Quel giorno ricordo che lessi il giornale che mio padre quotidianamente comprava e che io sbirciavo solo nelle pagine sportive. C’era una pagina pubblicitaria interamente scritta in stampatello. Vi era riportato, ricordo solo la prima frase, “stasera faremo vedere ai norvegesi…” Quanto basta per gasarmi.
La sera il quartiere era un deserto. Tutti erano incollati al televisore. Quello cubico non gli ultrapiatti moderni. Ma anche questo stava cambiando e non lo sapevamo.
Un insolito silenzio riecheggiava dalla piazzetta dove ci spaccavamo le ossa giocando milioni di partite con palloni di fortuna. Erano gli anni Novanta cazzo.
Pizzul aveva già dato le formazioni quando la tensione prese il sopravvento sulla ragione di un appena adolescente. Ma credo di tutti.
Avrò fissato quelle maglie azzurre larghe per una manciata di minuti che ricordo infiniti, così, perso nei cazzi miei.
Poi l’Italia iniziò a macinare gioco senza concludere. Ma qualcosa nell’aria diceva che ce la potevamo fare. Chi era d’altronde la Norvegia?
La malasuerte tuttavia incombeva. Un fuorigioco malriuscito smarcava un vikingo che si ritrovava davanti al Gianluca ruminante. Sarebbe stato gol certo se Pagliuca non avesse parato fuori area. Espulsione del portiere. Eravamo in 10 contro 11 e doveavmo vincere per forza.

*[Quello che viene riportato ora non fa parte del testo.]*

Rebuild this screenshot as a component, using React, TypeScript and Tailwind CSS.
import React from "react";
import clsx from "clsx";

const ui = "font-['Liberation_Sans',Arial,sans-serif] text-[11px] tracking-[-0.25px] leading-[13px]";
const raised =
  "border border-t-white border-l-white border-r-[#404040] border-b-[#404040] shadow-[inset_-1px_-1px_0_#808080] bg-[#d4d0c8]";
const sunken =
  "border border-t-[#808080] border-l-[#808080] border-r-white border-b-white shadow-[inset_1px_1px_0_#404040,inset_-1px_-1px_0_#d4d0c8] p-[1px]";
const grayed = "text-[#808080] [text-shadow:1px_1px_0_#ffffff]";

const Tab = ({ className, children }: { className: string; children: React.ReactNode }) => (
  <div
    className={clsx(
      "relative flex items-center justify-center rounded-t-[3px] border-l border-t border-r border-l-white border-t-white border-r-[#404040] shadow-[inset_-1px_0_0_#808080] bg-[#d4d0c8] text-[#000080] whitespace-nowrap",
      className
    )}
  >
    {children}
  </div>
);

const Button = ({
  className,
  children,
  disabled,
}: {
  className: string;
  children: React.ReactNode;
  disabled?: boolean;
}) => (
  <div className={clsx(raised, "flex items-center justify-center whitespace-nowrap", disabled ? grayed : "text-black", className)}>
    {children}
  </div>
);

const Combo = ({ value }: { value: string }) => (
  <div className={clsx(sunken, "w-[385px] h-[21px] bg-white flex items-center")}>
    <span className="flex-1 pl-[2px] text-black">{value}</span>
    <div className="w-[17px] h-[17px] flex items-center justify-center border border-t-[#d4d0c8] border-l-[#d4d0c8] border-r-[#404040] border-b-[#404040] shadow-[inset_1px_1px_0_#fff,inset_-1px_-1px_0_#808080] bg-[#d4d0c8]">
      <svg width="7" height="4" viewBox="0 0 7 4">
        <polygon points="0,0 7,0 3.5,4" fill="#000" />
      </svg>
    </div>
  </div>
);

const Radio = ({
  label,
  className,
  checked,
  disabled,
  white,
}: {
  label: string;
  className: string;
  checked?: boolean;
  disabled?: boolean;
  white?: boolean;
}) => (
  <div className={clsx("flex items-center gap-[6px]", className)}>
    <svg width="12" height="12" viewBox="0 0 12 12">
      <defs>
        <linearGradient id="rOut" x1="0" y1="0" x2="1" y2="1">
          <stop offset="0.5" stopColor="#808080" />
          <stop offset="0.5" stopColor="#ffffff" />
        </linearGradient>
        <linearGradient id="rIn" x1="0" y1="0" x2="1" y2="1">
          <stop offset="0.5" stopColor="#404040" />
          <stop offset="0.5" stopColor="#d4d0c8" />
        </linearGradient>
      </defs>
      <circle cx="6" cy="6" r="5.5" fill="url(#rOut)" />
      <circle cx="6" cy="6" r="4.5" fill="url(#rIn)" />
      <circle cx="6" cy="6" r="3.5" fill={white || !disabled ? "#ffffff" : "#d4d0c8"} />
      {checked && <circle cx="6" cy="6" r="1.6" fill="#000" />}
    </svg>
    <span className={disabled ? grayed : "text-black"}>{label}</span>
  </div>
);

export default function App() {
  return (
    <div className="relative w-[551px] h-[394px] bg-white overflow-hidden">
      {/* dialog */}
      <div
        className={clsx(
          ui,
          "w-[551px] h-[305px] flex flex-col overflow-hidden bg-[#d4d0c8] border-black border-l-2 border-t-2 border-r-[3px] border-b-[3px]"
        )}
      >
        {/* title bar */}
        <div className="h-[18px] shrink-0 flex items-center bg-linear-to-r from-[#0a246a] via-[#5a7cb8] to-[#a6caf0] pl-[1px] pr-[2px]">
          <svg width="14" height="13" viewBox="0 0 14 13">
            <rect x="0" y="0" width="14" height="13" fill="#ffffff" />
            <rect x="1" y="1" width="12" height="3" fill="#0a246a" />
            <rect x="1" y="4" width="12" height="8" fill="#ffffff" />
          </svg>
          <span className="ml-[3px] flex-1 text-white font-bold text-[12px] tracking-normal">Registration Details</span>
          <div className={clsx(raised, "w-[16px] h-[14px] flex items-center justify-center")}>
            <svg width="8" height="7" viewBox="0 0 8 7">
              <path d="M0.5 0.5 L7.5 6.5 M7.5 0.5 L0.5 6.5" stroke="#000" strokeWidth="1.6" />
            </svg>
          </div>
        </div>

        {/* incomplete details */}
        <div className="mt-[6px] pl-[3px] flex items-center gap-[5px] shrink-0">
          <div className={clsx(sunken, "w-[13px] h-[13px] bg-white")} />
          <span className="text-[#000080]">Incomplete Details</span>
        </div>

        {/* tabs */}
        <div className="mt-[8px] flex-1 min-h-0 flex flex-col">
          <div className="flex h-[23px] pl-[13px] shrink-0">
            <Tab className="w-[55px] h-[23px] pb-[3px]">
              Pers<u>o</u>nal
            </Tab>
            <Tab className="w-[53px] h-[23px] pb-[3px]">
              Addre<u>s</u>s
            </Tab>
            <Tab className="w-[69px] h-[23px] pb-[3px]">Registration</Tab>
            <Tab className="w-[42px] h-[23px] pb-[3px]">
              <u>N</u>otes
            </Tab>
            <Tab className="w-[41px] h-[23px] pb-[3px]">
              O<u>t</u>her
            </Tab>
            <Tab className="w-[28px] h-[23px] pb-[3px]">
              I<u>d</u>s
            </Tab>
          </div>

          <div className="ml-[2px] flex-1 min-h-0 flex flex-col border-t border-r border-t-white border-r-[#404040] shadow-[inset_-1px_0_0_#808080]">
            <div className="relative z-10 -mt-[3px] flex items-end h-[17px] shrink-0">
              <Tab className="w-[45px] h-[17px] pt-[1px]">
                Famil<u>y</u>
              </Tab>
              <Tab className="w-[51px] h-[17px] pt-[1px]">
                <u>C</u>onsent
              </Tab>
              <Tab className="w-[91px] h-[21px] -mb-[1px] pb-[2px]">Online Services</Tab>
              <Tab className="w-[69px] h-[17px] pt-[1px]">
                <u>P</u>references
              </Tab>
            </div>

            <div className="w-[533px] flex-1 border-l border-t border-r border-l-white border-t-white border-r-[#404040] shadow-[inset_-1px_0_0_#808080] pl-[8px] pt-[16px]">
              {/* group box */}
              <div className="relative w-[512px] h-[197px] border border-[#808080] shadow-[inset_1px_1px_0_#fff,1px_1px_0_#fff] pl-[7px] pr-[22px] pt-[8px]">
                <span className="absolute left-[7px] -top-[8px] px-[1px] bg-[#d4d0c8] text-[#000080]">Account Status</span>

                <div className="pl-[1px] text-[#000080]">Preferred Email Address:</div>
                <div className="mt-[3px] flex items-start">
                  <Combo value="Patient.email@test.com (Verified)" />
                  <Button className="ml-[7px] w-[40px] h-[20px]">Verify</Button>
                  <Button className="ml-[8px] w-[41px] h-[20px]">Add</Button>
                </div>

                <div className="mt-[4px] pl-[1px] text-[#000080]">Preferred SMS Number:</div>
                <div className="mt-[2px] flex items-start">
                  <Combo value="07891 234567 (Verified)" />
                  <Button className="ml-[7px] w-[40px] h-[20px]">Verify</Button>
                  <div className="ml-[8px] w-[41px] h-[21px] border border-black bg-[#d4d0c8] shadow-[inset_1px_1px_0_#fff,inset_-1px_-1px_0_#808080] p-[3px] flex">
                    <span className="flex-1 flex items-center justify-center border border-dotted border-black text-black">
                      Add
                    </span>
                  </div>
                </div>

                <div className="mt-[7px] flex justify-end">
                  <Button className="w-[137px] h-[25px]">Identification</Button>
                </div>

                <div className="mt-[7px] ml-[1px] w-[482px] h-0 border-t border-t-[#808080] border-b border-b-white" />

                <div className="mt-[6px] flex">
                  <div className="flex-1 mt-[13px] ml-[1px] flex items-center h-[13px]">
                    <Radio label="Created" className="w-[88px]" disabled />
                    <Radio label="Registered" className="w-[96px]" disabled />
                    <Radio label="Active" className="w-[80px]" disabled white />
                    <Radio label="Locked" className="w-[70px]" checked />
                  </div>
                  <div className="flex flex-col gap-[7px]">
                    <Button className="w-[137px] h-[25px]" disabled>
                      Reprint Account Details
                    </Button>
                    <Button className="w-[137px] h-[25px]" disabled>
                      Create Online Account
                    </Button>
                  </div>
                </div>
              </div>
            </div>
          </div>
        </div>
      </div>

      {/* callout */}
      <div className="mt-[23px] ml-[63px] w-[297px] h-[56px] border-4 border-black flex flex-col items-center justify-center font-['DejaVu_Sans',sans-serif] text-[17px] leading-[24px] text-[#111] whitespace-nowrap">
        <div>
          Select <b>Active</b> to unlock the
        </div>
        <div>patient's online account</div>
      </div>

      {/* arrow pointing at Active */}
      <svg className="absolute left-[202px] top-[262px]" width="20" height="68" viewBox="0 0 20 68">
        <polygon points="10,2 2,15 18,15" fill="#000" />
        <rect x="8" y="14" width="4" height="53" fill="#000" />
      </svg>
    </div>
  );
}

Oggi avrei considerato quella situazione di deficit come una sconfitta sicura. A 12 anni invece ci credevo cazzo. “Dobbiamo vincere lo stesso”, pensai.
Sacchi era un allenatore atipico. Odiato o amato. Non entrerò in discorsi tecnici ma quando tolse Baggio per Marchegiani il Romanticismo raggiunse livelli sacrificali.
Cazzo Baggio.
Non saprò mai se la scelta di Sacchi fu difensivista per garantirsi un’ultima chance contro il Messico o scelleratamente e fottutamente straordinaria frutto di chissà quale strategia arcana e quando Signori dalla sinistra azzeccò il cross perfetto e l’altro Baggio, Dino, incornò tra i vikinghi, mio padre menò un urlo che si sentí fino alla East coast. Pizzul non trattenne l’emozione rendendo imperituro quel momento.
Il cielo lucano del 1994 ritornò sereno nella notte stellata di giugno e i fantasmi di un’assurda eliminazione scomparvero momentaneamente.
Poi l’arbitro suonò tre fischi che seppero di lirica e l’impresa fu compiuta.
Non so esattamente cosa successe giù nel quartiere dopo la partita ma ricordo perfettamente che si ripopolò in pochissimo tempo carico di euforia, come quattro anni prima.
Quelle maglie larghe, antiestetiche, ci avevano appena fatto sognare e forse non lo sapevamo.